In past editorials, I’ve focused primarily on the “return on investment” (ROI) which students in North Dakota receive for their investment in public higher education. Illustratively, external studies have shown the ROI for NDSU students to be more than 14 percent, one of the highest for any major public research university in the nation.
Student ROI is extremely important, but in this discussion I’d like to highlight our state’s ROI for educating students, and supporting university research and service. Economists generally agree that those societal benefits are the greatest contribution of higher education.
From a business perspective it’s interesting if not ironic that during the recent U.S. economic downturn, most states slashed higher education funding. While public higher education might intuitively and thus politically be perceived as a discretionary investment, it is well documented to be one of the most reliable engines for strengthening an economy.
Worth noting, developing countries like China and India have in recent years prioritized massive increases in support for higher education and research, at rates well beyond that of the U.S. (as just one example, we have dropped to 10th in the world for R&D investment as a percentage of GDP). As a result, many such economies are blossoming while ours languishes.
Those countries recognize that the unparalleled ascension of the U.S. economy between the latter half of the 19th century and latter half of the 20th century, and our resulting world leadership, was not simply coincidental to the Morrill Land Grant Act of 1862. Through the resulting system of public colleges and universities, Americans could access higher education as never before possible anywhere in the world -- and they took advantage of the opportunity!
That investment in the human capital of our country allowed for rapid advancements in agriculture, science, engineering and the liberal arts. Doing so resulted in massive increases in new knowledge and discoveries, leading to a combination of productivity, business and job growth never before possible. The resulting vitality diversified and broadened the economic environment, and had a reciprocal impact on our tax base, which provided the opportunity for further governmental investment in both higher education and other public services. The results speak for themselves: by the mid-1900s we had become a worldwide economic leader.

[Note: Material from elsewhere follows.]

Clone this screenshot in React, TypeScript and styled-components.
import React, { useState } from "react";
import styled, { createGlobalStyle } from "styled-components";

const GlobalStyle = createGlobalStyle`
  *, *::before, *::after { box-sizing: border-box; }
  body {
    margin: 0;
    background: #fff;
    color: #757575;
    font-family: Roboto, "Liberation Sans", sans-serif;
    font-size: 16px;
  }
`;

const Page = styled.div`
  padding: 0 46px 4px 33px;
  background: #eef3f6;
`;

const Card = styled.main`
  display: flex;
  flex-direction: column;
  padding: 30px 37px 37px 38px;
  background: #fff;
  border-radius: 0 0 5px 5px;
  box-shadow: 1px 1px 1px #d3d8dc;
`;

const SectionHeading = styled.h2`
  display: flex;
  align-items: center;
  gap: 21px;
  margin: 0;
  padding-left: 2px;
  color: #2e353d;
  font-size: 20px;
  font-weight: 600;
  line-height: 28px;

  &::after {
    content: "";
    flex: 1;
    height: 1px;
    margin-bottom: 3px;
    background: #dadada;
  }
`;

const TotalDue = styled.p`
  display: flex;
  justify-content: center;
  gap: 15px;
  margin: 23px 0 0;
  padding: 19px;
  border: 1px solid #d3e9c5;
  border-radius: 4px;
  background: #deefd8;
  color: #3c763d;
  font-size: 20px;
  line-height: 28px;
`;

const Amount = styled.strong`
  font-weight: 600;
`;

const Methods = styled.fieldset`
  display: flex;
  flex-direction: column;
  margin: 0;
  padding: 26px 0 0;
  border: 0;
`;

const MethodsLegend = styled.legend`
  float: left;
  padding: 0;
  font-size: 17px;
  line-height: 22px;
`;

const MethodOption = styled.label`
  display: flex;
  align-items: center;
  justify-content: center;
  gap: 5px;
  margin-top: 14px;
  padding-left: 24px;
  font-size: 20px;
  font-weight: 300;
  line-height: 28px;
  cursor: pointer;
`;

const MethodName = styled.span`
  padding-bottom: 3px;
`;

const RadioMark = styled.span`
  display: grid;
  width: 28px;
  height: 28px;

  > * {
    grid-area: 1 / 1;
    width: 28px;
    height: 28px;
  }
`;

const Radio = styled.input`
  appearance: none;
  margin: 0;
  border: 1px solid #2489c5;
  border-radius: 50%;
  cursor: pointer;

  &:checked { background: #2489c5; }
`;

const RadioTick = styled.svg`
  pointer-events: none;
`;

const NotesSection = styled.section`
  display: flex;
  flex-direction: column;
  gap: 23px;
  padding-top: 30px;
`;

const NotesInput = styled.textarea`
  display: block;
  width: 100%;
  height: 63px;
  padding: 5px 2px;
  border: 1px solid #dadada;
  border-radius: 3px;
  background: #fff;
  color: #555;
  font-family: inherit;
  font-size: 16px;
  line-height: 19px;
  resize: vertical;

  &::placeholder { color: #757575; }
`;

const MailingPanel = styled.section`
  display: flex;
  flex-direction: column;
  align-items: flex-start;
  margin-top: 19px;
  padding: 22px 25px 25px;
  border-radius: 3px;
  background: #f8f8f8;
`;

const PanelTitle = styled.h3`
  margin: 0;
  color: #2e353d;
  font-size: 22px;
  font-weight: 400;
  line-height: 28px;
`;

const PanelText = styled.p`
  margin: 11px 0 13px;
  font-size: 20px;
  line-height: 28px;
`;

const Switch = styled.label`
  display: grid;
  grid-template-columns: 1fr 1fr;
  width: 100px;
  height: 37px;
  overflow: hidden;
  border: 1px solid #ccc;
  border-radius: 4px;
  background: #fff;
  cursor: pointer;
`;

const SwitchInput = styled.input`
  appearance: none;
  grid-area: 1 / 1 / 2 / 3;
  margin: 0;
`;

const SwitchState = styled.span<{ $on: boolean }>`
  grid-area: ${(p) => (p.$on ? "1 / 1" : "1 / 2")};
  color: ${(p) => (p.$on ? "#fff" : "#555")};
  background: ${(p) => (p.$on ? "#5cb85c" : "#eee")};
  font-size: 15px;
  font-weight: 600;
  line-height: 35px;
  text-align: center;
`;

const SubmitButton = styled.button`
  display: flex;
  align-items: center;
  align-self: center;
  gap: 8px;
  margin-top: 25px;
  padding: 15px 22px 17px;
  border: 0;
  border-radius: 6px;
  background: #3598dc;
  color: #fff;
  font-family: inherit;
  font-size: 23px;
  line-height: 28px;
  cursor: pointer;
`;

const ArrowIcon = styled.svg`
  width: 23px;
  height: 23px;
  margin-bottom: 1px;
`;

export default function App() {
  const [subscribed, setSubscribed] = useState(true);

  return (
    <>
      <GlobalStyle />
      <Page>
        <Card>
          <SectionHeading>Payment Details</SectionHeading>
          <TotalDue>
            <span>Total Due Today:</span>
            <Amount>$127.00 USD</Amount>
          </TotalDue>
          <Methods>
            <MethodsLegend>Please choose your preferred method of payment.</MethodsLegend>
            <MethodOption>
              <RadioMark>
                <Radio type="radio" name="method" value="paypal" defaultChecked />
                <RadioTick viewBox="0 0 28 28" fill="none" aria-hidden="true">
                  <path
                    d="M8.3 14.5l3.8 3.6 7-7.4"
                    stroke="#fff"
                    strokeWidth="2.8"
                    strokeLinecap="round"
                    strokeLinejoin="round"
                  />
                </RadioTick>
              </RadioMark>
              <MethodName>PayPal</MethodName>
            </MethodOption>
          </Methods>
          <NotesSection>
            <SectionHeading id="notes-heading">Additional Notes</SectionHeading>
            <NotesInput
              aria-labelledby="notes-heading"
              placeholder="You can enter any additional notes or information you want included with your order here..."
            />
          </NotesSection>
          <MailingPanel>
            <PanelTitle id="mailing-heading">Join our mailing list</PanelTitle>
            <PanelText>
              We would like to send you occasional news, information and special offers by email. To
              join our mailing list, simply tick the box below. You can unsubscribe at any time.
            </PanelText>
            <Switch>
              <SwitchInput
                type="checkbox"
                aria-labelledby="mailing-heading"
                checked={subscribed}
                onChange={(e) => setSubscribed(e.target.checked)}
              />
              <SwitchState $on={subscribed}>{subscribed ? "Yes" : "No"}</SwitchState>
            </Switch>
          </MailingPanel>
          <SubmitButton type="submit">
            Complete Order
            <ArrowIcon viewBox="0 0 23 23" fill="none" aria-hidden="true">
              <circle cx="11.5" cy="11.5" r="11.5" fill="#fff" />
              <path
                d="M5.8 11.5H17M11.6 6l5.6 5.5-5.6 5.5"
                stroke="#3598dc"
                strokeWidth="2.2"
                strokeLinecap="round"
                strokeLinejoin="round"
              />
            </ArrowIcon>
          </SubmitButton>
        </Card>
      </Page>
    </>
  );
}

That said, it is also fair to observe that higher education became a victim of its own success following the post- WWII/GI Bill years of the 1940-1980s. Higher education had become more accessible and more affordable than ever imaginable. However, the public’s faith and burgeoning investment in higher education, combined with quickly broadening support for other public goods and services, would ultimately lead to a dilemma of public funding priorities.
In the following decades, as federal and most state economies became leaner, higher education was often pit against the other public services which had emerged and grown during more prosperous times. Many of those services, such as prisons and police protection, understandably seemed of more immediacy than higher education. Worsening its situation, higher education also failed to tell its ‘value added’ story in a compelling way. As a result, in the zero-sum game of the past decade, higher education has in most states become the loser.
As a provocative anecdote, though, it is worth noting that keeping a person in prison costs on average about $40,000 per year. That same taxpayer contribution would cover a four year degree from many public institutions and lead to an educated, employable citizen typically paying higher than average taxes. It goes without saying that in a philosophical sense, flipping the two priorities changes a cost into an investment with substantial returns.
However, North Dakota has and continues in several ways to be anomalous in its support of higher education. On one hand, our state has for a long time made a substantial commitment of public resources to its system of 11 colleges and universities. On the other hand, because of that unusually broad level of access, our funding of higher education--on a per-institution/per-student basis--has actually been relatively modest versus other states.
In recent years, though, state leaders have been able to steadily increase their support of higher education and should be complimented for their vision. Doing so is allowing our state to address growing workforce needs tied to our burgeoning economy, and is providing the backbone for economic diversification and strength never before imaginable but now within our state’s reach. To put a number to all that, a 2013 analysis suggested that the total economic impact of our state higher education system and its students was $4.8 billion dollars a year—and growing. It is clear that higher education is providing a substantial and critical return on the public’s investment in it, while providing the economic foundation for a new future.